» **AIM**
Give the count of lines that include the string "code". Add nothing to it.

===== DATA RECORDS =====

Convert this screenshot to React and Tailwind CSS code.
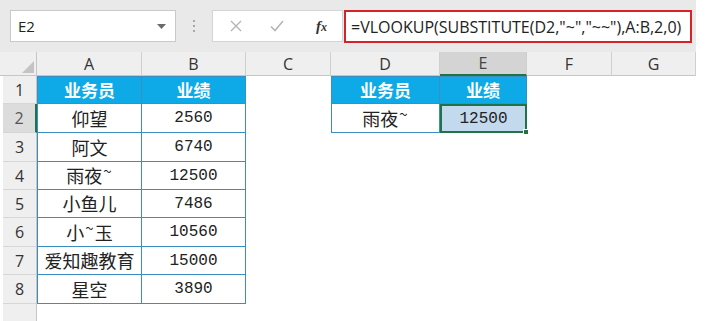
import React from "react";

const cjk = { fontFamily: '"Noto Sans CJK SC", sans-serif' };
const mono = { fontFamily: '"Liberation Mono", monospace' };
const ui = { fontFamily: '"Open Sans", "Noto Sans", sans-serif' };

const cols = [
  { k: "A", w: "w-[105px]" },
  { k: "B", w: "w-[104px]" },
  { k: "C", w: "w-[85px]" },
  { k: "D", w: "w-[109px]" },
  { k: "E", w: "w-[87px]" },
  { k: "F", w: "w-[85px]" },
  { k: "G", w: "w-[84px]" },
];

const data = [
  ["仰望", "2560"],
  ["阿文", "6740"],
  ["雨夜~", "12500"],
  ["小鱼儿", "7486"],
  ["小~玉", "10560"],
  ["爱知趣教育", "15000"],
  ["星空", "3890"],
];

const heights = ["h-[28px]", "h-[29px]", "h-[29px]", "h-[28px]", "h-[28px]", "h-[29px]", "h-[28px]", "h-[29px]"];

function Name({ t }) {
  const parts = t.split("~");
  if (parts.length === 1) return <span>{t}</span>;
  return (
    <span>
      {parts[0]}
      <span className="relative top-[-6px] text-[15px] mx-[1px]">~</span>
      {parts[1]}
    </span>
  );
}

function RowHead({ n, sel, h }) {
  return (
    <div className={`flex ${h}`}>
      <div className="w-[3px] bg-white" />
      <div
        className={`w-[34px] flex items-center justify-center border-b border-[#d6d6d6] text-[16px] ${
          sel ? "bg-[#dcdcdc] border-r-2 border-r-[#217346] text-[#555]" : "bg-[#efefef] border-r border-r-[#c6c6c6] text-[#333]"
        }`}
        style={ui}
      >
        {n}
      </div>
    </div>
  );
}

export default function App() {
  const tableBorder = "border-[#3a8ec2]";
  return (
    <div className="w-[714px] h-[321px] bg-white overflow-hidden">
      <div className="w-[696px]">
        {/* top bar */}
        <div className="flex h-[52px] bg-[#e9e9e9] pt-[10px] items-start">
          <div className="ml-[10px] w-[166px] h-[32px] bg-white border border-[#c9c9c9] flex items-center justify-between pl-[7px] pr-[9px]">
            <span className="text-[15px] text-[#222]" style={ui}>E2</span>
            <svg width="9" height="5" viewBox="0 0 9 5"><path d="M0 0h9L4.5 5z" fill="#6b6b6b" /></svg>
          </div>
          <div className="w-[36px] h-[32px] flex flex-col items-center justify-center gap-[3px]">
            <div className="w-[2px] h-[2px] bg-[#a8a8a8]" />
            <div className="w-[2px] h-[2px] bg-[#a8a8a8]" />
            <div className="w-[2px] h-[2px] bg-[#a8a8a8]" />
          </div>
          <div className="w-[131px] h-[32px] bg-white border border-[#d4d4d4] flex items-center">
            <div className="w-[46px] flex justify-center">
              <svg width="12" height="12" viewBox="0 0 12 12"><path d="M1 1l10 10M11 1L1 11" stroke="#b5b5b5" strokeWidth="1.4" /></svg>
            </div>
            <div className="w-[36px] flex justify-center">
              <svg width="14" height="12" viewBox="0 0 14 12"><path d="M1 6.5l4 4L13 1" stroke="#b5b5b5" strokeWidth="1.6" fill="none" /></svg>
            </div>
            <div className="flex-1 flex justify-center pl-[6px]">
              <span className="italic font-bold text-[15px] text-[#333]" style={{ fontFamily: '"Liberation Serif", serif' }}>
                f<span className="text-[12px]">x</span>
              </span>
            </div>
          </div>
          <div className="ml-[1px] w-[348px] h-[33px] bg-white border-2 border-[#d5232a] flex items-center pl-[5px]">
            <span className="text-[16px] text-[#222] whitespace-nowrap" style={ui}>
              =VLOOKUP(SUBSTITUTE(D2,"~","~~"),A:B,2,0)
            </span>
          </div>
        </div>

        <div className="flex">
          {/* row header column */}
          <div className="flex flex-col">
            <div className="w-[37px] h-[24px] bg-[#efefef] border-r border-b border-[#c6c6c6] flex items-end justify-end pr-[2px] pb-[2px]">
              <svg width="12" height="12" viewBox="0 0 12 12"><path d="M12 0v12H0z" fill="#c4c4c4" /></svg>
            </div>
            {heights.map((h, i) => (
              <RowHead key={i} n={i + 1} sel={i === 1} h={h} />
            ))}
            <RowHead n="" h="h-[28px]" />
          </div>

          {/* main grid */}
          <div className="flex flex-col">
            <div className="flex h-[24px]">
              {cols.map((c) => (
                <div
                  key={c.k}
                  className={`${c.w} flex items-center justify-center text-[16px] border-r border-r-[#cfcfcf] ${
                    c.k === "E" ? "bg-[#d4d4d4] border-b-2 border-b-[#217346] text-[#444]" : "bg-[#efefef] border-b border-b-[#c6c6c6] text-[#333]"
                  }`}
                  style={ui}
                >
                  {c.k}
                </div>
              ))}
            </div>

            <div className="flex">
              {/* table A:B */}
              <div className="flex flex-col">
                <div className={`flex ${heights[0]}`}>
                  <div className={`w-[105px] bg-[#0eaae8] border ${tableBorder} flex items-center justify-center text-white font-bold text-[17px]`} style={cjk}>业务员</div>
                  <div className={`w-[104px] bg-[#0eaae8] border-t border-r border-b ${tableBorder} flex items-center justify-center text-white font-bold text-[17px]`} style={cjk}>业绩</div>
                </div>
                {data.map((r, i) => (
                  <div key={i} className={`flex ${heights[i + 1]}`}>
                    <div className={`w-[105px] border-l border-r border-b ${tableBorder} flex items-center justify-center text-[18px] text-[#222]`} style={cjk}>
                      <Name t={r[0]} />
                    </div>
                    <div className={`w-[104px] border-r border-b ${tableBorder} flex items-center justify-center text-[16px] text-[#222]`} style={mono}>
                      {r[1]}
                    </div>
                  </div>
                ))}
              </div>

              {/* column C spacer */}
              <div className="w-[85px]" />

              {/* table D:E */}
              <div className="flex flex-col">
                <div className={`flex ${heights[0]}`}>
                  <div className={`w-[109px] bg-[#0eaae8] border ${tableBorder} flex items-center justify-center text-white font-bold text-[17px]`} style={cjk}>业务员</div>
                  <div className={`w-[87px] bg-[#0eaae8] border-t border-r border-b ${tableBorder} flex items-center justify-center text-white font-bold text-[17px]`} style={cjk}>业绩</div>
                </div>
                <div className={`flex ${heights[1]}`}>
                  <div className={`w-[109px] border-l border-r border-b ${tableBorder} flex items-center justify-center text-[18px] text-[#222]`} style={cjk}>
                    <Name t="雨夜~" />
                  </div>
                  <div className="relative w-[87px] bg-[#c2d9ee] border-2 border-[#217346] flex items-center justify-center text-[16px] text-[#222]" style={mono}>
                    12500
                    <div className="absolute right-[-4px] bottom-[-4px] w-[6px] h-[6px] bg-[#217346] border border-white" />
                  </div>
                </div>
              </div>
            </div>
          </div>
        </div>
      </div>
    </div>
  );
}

=====
===== DATA RECORDS =====

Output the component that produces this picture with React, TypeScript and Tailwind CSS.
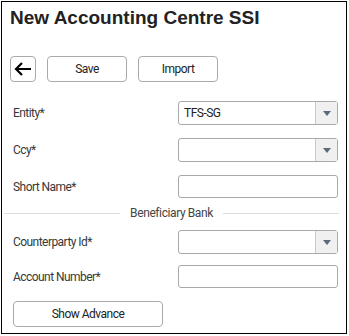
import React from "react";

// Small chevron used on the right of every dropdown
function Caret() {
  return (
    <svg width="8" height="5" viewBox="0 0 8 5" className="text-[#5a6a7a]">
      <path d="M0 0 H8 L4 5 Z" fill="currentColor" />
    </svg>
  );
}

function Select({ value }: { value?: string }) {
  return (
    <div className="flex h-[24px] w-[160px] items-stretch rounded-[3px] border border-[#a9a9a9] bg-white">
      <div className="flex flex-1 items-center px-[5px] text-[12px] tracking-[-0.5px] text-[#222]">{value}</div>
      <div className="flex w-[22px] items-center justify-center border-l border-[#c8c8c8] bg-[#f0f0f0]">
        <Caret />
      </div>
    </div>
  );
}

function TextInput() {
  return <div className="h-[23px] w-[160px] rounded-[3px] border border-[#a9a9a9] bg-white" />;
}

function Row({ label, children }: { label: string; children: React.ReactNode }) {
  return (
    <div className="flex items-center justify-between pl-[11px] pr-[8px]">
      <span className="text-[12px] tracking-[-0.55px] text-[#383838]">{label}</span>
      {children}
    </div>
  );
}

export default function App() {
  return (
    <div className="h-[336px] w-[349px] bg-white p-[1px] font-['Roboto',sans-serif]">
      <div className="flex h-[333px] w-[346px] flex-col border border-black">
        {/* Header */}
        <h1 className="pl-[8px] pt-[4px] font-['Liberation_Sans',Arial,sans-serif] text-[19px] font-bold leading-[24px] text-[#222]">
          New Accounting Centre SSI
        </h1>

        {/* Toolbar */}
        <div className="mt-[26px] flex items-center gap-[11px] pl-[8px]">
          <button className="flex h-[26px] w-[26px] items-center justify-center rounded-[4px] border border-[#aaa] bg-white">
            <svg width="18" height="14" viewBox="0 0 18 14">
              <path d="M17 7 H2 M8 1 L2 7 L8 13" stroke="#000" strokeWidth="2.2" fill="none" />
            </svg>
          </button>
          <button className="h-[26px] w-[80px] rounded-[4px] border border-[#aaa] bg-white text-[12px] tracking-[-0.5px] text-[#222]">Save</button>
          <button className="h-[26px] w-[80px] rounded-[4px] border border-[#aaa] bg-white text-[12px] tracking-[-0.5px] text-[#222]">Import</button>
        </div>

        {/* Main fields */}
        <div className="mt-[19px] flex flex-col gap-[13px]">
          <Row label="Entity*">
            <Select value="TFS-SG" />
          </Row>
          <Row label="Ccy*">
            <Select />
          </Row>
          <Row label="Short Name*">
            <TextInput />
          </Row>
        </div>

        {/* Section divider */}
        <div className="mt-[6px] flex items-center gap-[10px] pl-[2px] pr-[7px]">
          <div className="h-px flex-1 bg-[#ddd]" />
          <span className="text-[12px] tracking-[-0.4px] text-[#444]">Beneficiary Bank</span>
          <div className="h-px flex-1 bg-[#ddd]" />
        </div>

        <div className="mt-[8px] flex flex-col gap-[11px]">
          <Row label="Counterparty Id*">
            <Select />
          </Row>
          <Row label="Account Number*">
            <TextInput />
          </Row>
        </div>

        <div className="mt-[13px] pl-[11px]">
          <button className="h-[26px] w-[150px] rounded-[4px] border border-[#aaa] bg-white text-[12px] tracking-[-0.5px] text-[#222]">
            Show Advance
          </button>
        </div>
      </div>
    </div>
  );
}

=====
===== DATA RECORDS =====

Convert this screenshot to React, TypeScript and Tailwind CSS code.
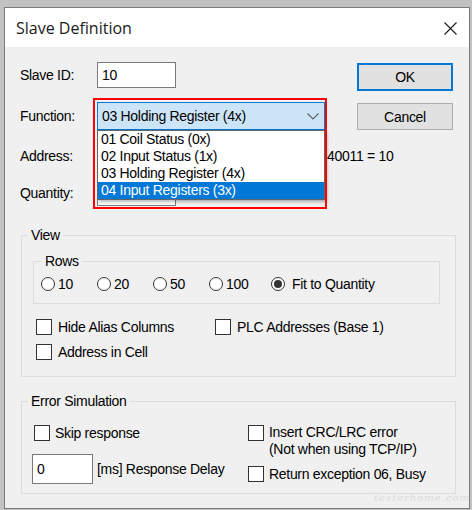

=====

» **TASK SOLUTION**
2